- _AIM OF THE TASK_
Return each line holding the string "screenshot".

start DATA FOR THIS EXERCISE

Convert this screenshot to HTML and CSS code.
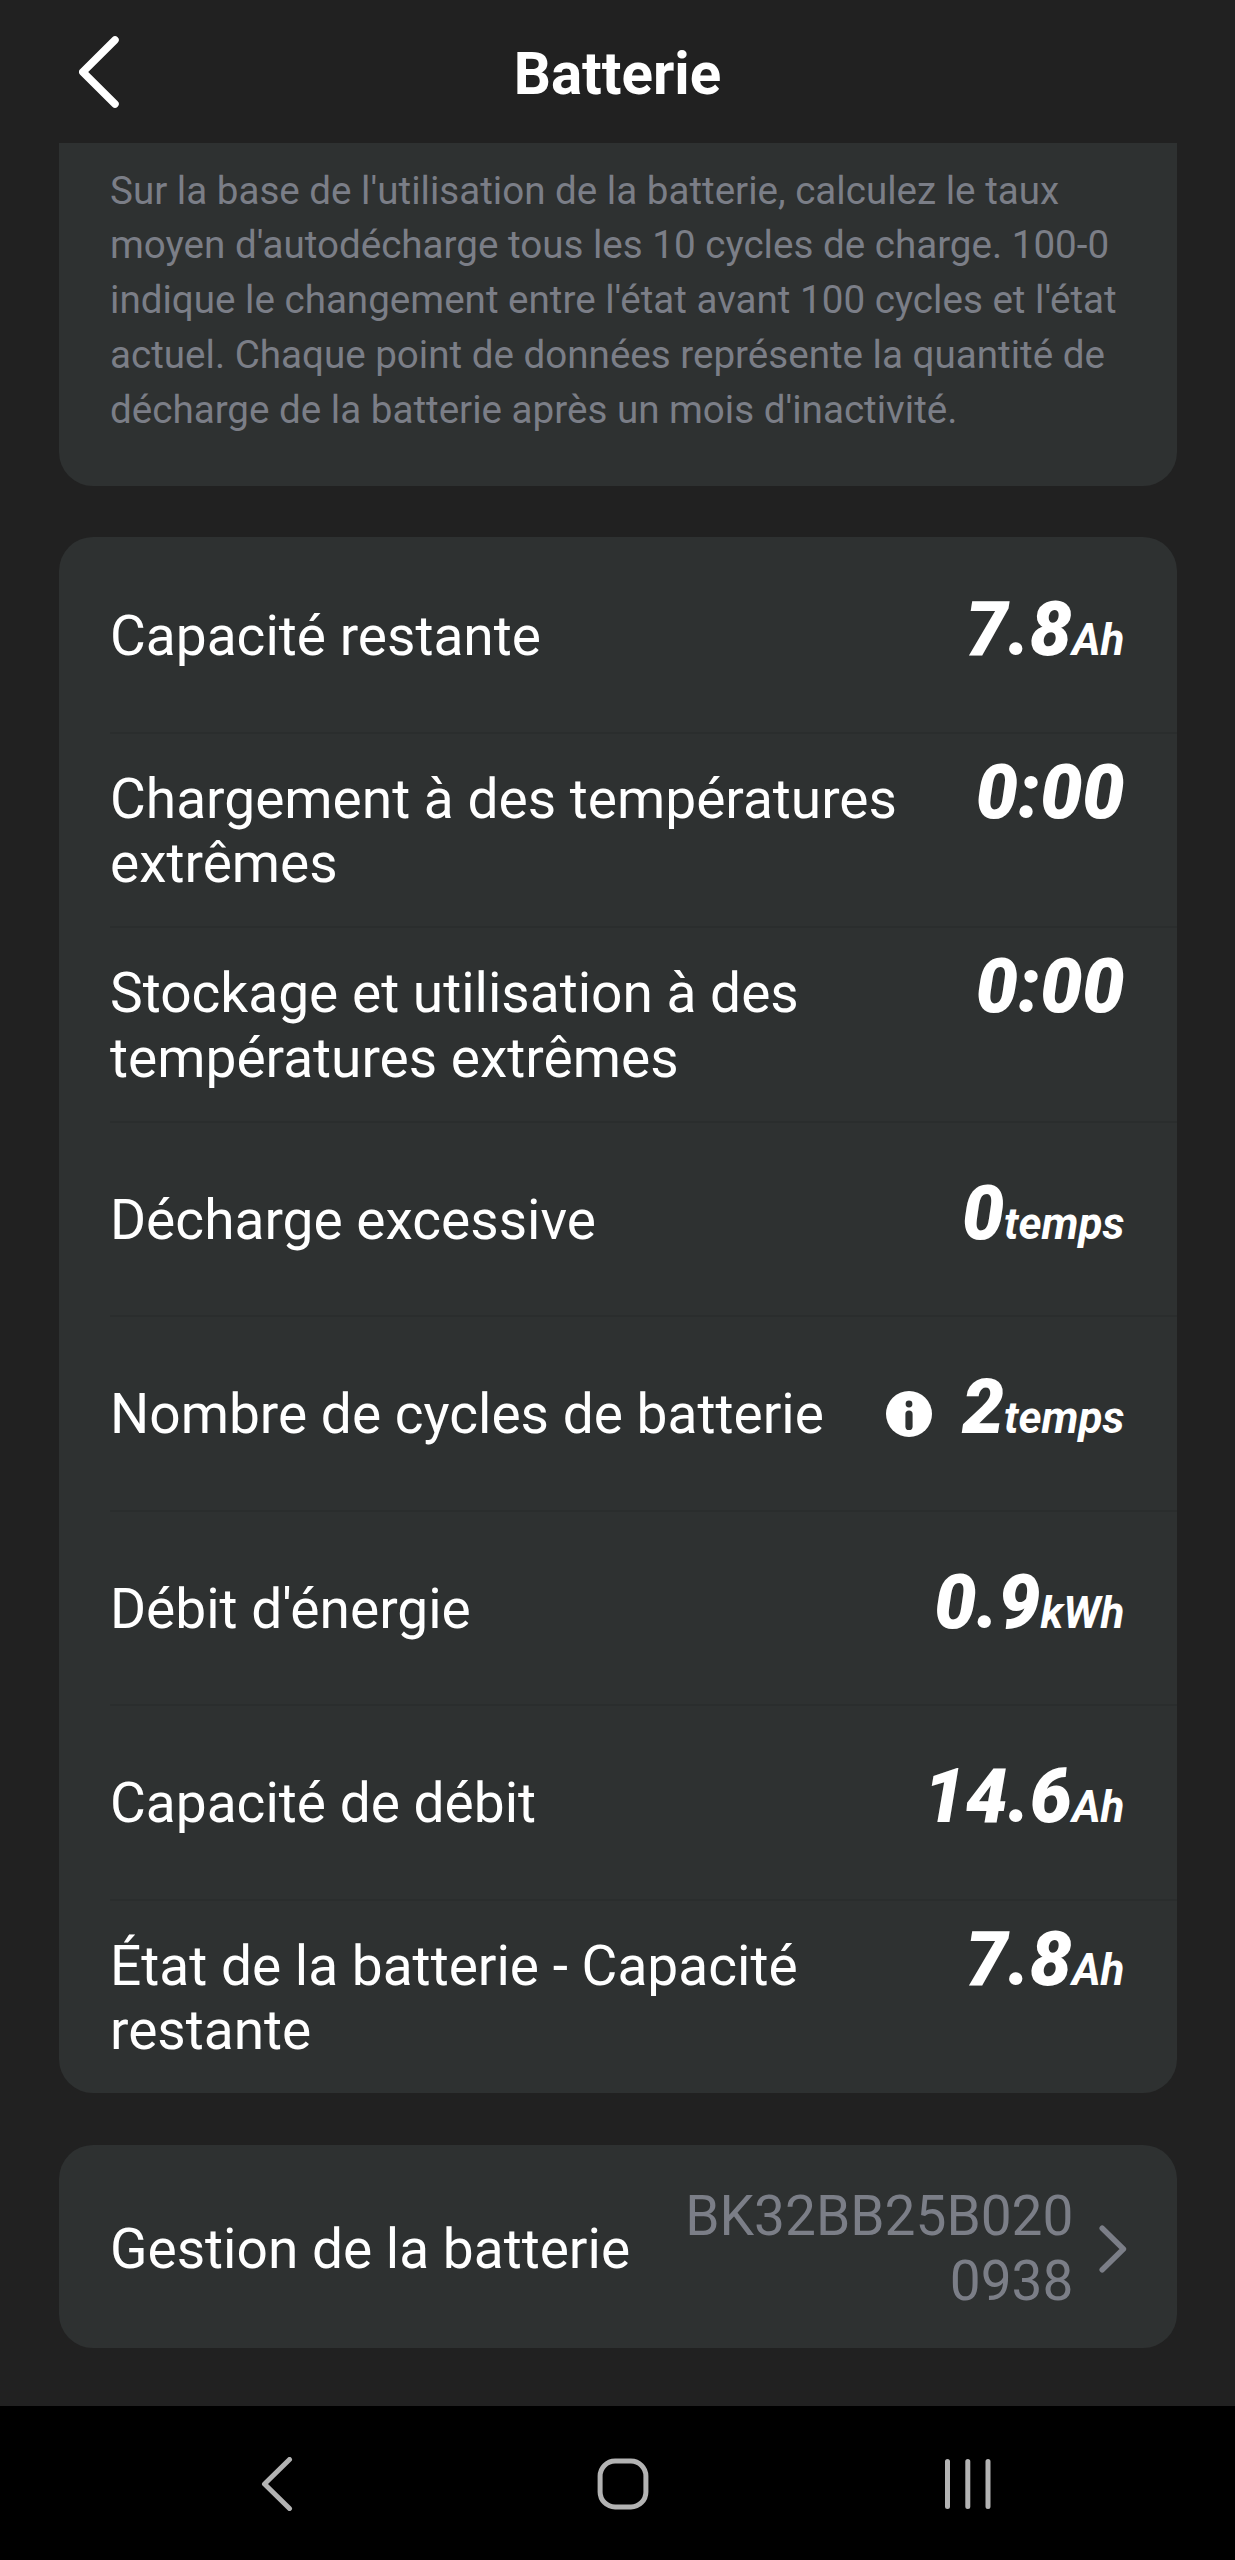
FILE: index.html
```
<!DOCTYPE html>
<html lang="fr">
<head>
    <meta charset="UTF-8">
    <title>Batterie</title>
    <meta name="viewport" content="width=device-width, initial-scale=1.0">
    <link rel="stylesheet" href="styles.css">
</head>
<body>
    <header class="topbar">
        <svg class="back" viewBox="0 0 40 72" width="40" height="72">
            <path d="M36 4 L3.8 36 L36 68"/>
        </svg>
        <h1>Batterie</h1>
    </header>

    <main class="content">
        <section class="card card-note">
            <p>Sur la base de l'utilisation de la batterie, calculez le taux moyen d'autodécharge tous les 10 cycles de charge. 100-0 indique le changement entre l'état avant 100 cycles et l'état actuel. Chaque point de données représente la quantité de décharge de la batterie après un mois d'inactivité.</p>
        </section>

        <section class="card card-stats">
            <div class="row">
                <span class="label">Capacité restante</span>
                <span class="value">7.8<small>Ah</small></span>
            </div>
            <div class="row">
                <span class="label">Chargement à des températures extrêmes</span>
                <span class="value">0:00</span>
            </div>
            <div class="row">
                <span class="label">Stockage et utilisation à des températures extrêmes</span>
                <span class="value">0:00</span>
            </div>
            <div class="row">
                <span class="label">Décharge excessive</span>
                <span class="value">0<small>temps</small></span>
            </div>
            <div class="row">
                <span class="label">Nombre de cycles de batterie</span>
                <svg class="info" viewBox="0 0 46 46" width="46" height="46">
                    <circle cx="23" cy="23" r="23" fill="#fff"/>
                    <circle cx="23" cy="13" r="3.4" fill="#2e3131"/>
                    <rect x="19.4" y="19.5" width="7.2" height="19.5" rx="3.6" fill="#2e3131"/>
                </svg>
                <span class="value">2<small>temps</small></span>
            </div>
            <div class="row">
                <span class="label">Débit d'énergie</span>
                <span class="value">0.9<small>kWh</small></span>
            </div>
            <div class="row">
                <span class="label">Capacité de débit</span>
                <span class="value">14.6<small>Ah</small></span>
            </div>
            <div class="row">
                <span class="label">État de la batterie - Capacité restante</span>
                <span class="value">7.8<small>Ah</small></span>
            </div>
        </section>

        <section class="card card-link">
            <span class="label">Gestion de la batterie</span>
            <span class="serial">BK32BB25B0200938</span>
            <svg class="chevron" viewBox="0 0 28 48" width="28" height="48">
                <path d="M3.2 3.2 L24.4 24 L3.2 44.8"/>
            </svg>
        </section>
    </main>

    <!-- Barre de navigation Android -->
    <nav class="navbar">
        <svg viewBox="0 0 32 54" width="32" height="54">
            <path d="M28.5 2.5 L3.5 27 L28.5 51.5"/>
        </svg>
        <svg class="home" viewBox="0 0 52 52" width="52" height="52">
            <rect x="3.1" y="3.1" width="45.8" height="45.8" rx="15"/>
        </svg>
        <svg viewBox="0 0 46 50" width="46" height="50">
            <path d="M2.5 2.5 V47.5 M22.8 2.5 V47.5 M43 2.5 V47.5"/>
        </svg>
    </nav>
</body>
</html>
```
FILE: styles.css
```
html { box-sizing: border-box; }
*, *:before, *:after { box-sizing: inherit; }
body {
    margin: 0;
    height: 2560px;
    display: flex;
    flex-direction: column;
    background: #212121;
    color: #fff;
    font-family: Roboto, sans-serif;
    font-size: 55.05px;
    line-height: 64.6px;
}
svg {
    flex: none;
    fill: none;
    stroke-linecap: round;
    stroke-linejoin: round;
}

.topbar {
    height: 143px;
    display: grid;
    grid-template-columns: 40px 1fr 40px;
    align-items: center;
    padding: 0 79px;
}
.back {
    stroke: #fff;
    stroke-width: 7.5;
}
h1 {
    margin: 0;
    padding-top: 5px;
    font-size: 58.3px;
    font-weight: 700;
    text-align: center;
}

.content {
    flex: 1;
    display: flex;
    flex-direction: column;
    gap: 51.4px;
    padding: 0 58.5px;
}
.card {
    background: #2e3131;
    border-radius: 34px;
}
.card-note {
    height: 343px;
    padding: 20.7px 50px 0 51.5px;
    border-radius: 0 0 34px 34px;
}
.card-note p {
    margin: 0;
    color: #7b7e87;
    font-size: 38.6px;
    line-height: 54.8px;
}

.card-stats {
    padding-left: 51.5px;
}
.row {
    height: 194.5px;
    display: flex;
    flex-wrap: wrap;
    align-items: baseline;
    align-content: center;
    padding: 2px 52px 0 0;
}
.row + .row {
    padding-top: 0;
    border-top: 2px solid #2a2d2d;
}
.label { flex: 1; }
.value {
    font-size: 75px;
    font-style: italic;
    font-weight: 900;
    line-height: 54px;
    text-align: right;
    white-space: nowrap;
}
.value small {
    font-size: 44px;
    font-weight: 700;
}
.info {
    align-self: center;
    margin-right: 30px;
}

.card-link {
    height: 203.5px;
    display: flex;
    align-items: center;
    padding: 5px 50px 0 51.5px;
}
.serial {
    width: 392px;
    color: #7b7e87;
    text-align: right;
    word-break: break-all;
}
.chevron {
    margin-left: 25px;
    stroke: #7b7e87;
    stroke-width: 5.5;
}

.navbar {
    height: 154.5px;
    display: flex;
    align-items: center;
    justify-content: space-between;
    padding: 2px 244px 0 261px;
    background: #000;
}
.navbar svg {
    stroke: #b3b3b3;
    stroke-width: 5;
}
.navbar .home { margin-left: 7px; }
```
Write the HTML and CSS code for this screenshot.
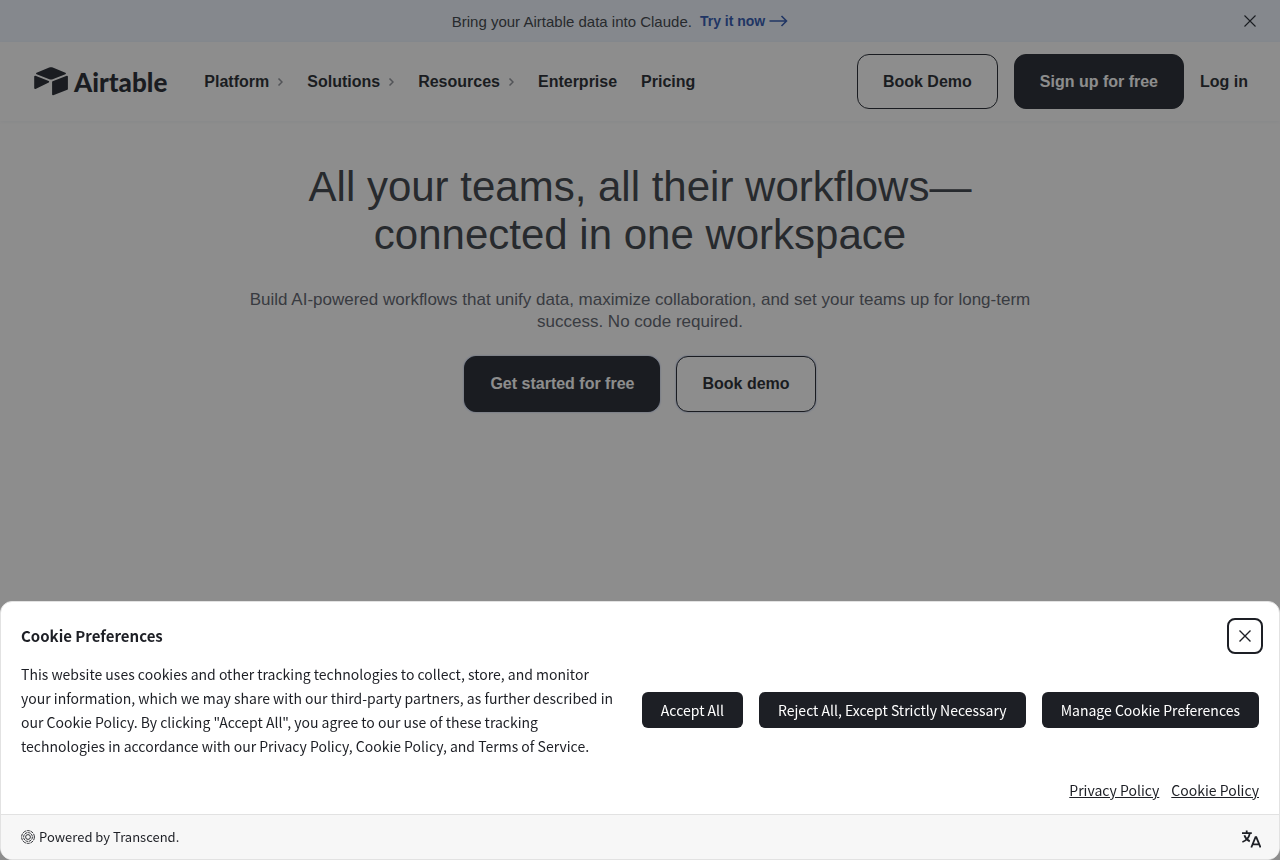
FILE: index.html
```html
<!DOCTYPE html>
<html lang="en">
<head>
  <meta charset="UTF-8">
  <meta name="viewport" content="width=device-width, initial-scale=1.0">
  <title>Airtable</title>
  <link rel="stylesheet" href="styles.css">
</head>
<body>
  <div class="banner">
    <p class="banner-text">Bring your Airtable data into Claude.
      <a class="banner-link" href="#">Try it now
        <svg width="19" height="12" viewBox="0 0 19 12" fill="none" stroke="currentColor" stroke-width="1.6"><path d="M0.500 6h17M12.500 1l5 5-5 5"/></svg>
      </a>
    </p>
    <button class="banner-close" type="button" aria-label="Dismiss">
      <svg width="12" height="12" viewBox="0 0 12 12" fill="none" stroke="currentColor" stroke-width="1.1"><path d="M0.5 0.5l11 11M11.5 0.5l-11 11"/></svg>
    </button>
  </div>

  <header class="navbar">
    <a class="logo" href="#">
      <svg width="34" height="29" viewBox="0 0 34 29" fill="currentColor">
        <path d="M15.2 0.6 2.6 5.7c-.7.3-.7 1.2 0 1.5l12.7 5c1.1.45 2.3.45 3.4 0l12.700-5c.7-.3.7-1.2 0-1.5L18.8.6c-1.150-.5-2.450-.5-3.6 0z"/>
        <path d="M18.1 15v12.4c0 .6.6 1 1.150.8l14.100-5.400c.35-.15.55-.45.55-.8V9.500c0-.6-.6-1-1.150-.8l-14.100 5.500c-.35.100-.55.450-.55.800z"/>
        <path d="M14.8 15.4 1.5 21.9c-.6.3-1.300-.1-1.300-.8V9.600c0-.65.65-1.050 1.250-.8l13.300 5.300c.55.250.6 1.050.050 1.300z"/>
      </svg>
      <span>Airtable</span>
    </a>
    <nav class="nav-links">
      <a href="#">Platform <svg width="6" height="8" viewBox="0 0 6 8"><path d="M1.500 0.500L5 4 1.500 7.500"/></svg></a>
      <a href="#">Solutions <svg width="6" height="8" viewBox="0 0 6 8"><path d="M1.500 0.500L5 4 1.500 7.500"/></svg></a>
      <a href="#">Resources <svg width="6" height="8" viewBox="0 0 6 8"><path d="M1.500 0.500L5 4 1.500 7.500"/></svg></a>
      <a href="#">Enterprise</a>
      <a href="#">Pricing</a>
    </nav>
    <div class="nav-actions">
      <button class="btn btn-outline" type="button">Book Demo</button>
      <button class="btn btn-dark" type="button">Sign up for free</button>
      <a class="login" href="#">Log in</a>
    </div>
  </header>

  <main class="hero">
    <h1>All your teams, all their workflows—<br>connected in one workspace</h1>
    <p>Build AI-powered workflows that unify data, maximize collaboration, and set your teams up for long-term success. No code required.</p>
    <div class="hero-actions">
      <button class="btn btn-dark" type="button">Get started for free</button>
      <button class="btn btn-outline" type="button">Book demo</button>
    </div>
  </main>

  <div class="backdrop"></div>

  <section class="cookie" role="dialog" aria-labelledby="cookie-title">
    <div class="cookie-header">
      <h2 id="cookie-title">Cookie Preferences</h2>
      <button class="cookie-close" type="button" aria-label="Close">
        <svg width="12" height="12" viewBox="0 0 12 12" fill="none" stroke="currentColor" stroke-width="1.4"><path d="M0.5 0.5l11 11M11.5 0.5l-11 11"/></svg>
      </button>
    </div>
    <div class="cookie-body">
      <p>This website uses cookies and other tracking technologies to collect, store, and monitor your information, which we may share with our third-party partners, as further described in our Cookie Policy. By clicking "Accept All", you agree to our use of these tracking technologies in accordance with our Privacy Policy, Cookie Policy, and Terms of Service.</p>
      <div class="cookie-buttons">
        <button type="button">Accept All</button>
        <button type="button">Reject All, Except Strictly Necessary</button>
        <button type="button">Manage Cookie Preferences</button>
      </div>
    </div>
    <div class="cookie-links">
      <a href="#">Privacy Policy</a>
      <a href="#">Cookie Policy</a>
    </div>
    <div class="cookie-footer">
      <a class="powered" href="#">
        <svg width="14" height="14" viewBox="0 0 14 14" fill="none" stroke="currentColor" stroke-width="0.9">
          <circle cx="7" cy="7" r="6.4" stroke-dasharray="3.2 0.8"/>
          <circle cx="7" cy="7" r="4.4" stroke-dasharray="2.6 0.8"/>
          <circle cx="7" cy="7" r="2.4"/>
        </svg>
        Powered by Transcend.
      </a>
      <button class="language" type="button" aria-label="Language">
        <svg width="20" height="20" viewBox="0 0 20 20" fill="none" stroke="currentColor" stroke-width="1.8">
          <path d="M5.700 1.500v2.400M1 4.200h9.800M8.800 4.400C8 8.500 5.500 11.500 1.400 13M3.400 6.200c1 3 3 5 5.400 6.200"/>
          <path d="M10.300 18.500l4.200-10.300h.8l4.200 10.300M11.700 15.300h6.400"/>
        </svg>
      </button>
    </div>
  </section>
</body>
</html>
```
FILE: styles.css
```css
* {
  box-sizing: border-box;
}

body {
  margin: 0;
  min-height: 100vh;
  background: #fff;
  color: #181d26;
  font-family: "Liberation Sans", Arial, sans-serif;
  font-size: 16px;
}

a {
  color: inherit;
  text-decoration: none;
}

button {
  font-family: inherit;
  font-size: inherit;
  color: inherit;
  cursor: pointer;
}

svg {
  display: block;
}

.banner {
  display: flex;
  align-items: center;
  height: 42px;
  padding: 0 24px;
  background: #eef5ff;
}

.banner-text {
  display: flex;
  flex: 1;
  justify-content: center;
  gap: 8px;
  margin: 0;
  padding-right: 28px;
  color: #333840;
  font-size: 15px;
}

.banner-link {
  display: flex;
  align-items: center;
  gap: 4px;
  color: #254fad;
  font-size: 14px;
  font-weight: bold;
}

.banner-close {
  padding: 0;
  border: none;
  background: none;
}

.navbar {
  display: flex;
  align-items: center;
  height: 79px;
  padding: 0 32px 0 34px;
  box-shadow: 0 1px 4px rgba(15, 48, 106, 0.06);
}

.logo {
  display: flex;
  align-items: center;
  gap: 6px;
  font-family: Lato, sans-serif;
  font-size: 26px;
  font-weight: 900;
}

.nav-links {
  display: flex;
  flex: 1;
  gap: 24px;
  margin-left: 37px;
  font-weight: bold;
}

.nav-links a {
  display: flex;
  align-items: center;
  gap: 8px;
}

.nav-links svg {
  fill: none;
  stroke: #8a8d94;
  stroke-width: 1.5;
}

.nav-actions {
  display: flex;
  align-items: center;
  gap: 16px;
}

.nav-actions .btn {
  height: 55px;
}

.login {
  font-weight: bold;
}

.btn {
  height: 56px;
  padding: 0 25px;
  border: 1px solid #181d26;
  border-radius: 12px;
  font-weight: bold;
}

.btn-outline {
  background: #fff;
}

.btn-dark {
  background: #181d26;
  color: #fff;
}

.hero {
  max-width: 832px;
  margin: 0 auto;
  padding: 42px 16px;
  text-align: center;
}

.hero h1 {
  margin: 0 0 30px;
  color: #333840;
  font-size: 42px;
  font-weight: normal;
  line-height: 48px;
}

.hero p {
  margin: 0 0 23px;
  color: #555a66;
  font-size: 17px;
  line-height: 22px;
}

.hero-actions {
  display: flex;
  justify-content: center;
  gap: 16px;
}

.hero-actions .btn {
  box-shadow: 0 0 2px rgba(45, 90, 200, 0.5);
}

.backdrop {
  position: fixed;
  inset: 0;
  background: rgba(28, 28, 28, 0.5);
}

/* cookie consent sheet */
.cookie {
  position: fixed;
  left: 0;
  right: 0;
  bottom: 0;
  overflow: hidden;
  border: 1px solid #e2e2e2;
  border-radius: 12px;
  background: #fff;
  color: #1d1f25;
  font-family: "Noto Sans CJK SC", sans-serif;
  font-size: 14px;
  line-height: 24px;
}

.cookie-header {
  display: flex;
  align-items: center;
  justify-content: space-between;
  padding: 16px 16px 0 20px;
}

.cookie-header h2 {
  margin: 0;
  font-size: 15px;
  font-weight: bold;
}

.cookie-close {
  display: flex;
  align-items: center;
  justify-content: center;
  width: 36px;
  height: 36px;
  padding: 0;
  border: 2px solid #1d1f25;
  border-radius: 8px;
  background: #fff;
}

.cookie-body {
  display: flex;
  align-items: center;
  justify-content: space-between;
  gap: 16px;
  padding: 8px 20px 20px;
}

.cookie-body p {
  max-width: 600px;
  margin: 0;
}

.cookie-buttons {
  display: flex;
  gap: 16px;
}

.cookie-buttons button {
  height: 36px;
  padding: 0 19px;
  border: none;
  border-radius: 6px;
  background: #1d1f25;
  color: #fff;
  white-space: nowrap;
}

.cookie-links {
  display: flex;
  justify-content: flex-end;
  gap: 12px;
  padding: 0 20px 12px;
}

.cookie-links a {
  text-decoration: underline;
}

.cookie-footer {
  display: flex;
  align-items: center;
  justify-content: space-between;
  height: 45px;
  padding: 0 18px 0 20px;
  border-top: 1px solid #e2e2e2;
  background: #f7f7f7;
}

.powered {
  display: flex;
  align-items: center;
  gap: 4px;
  font-size: 13px;
}

.language {
  padding: 4px 0 0;
  border: none;
  background: none;
}
```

end DATA FOR THIS EXERCISE

- _IN RESPONSE_
Convert this screenshot to HTML and CSS code.
Write the HTML and CSS code for this screenshot.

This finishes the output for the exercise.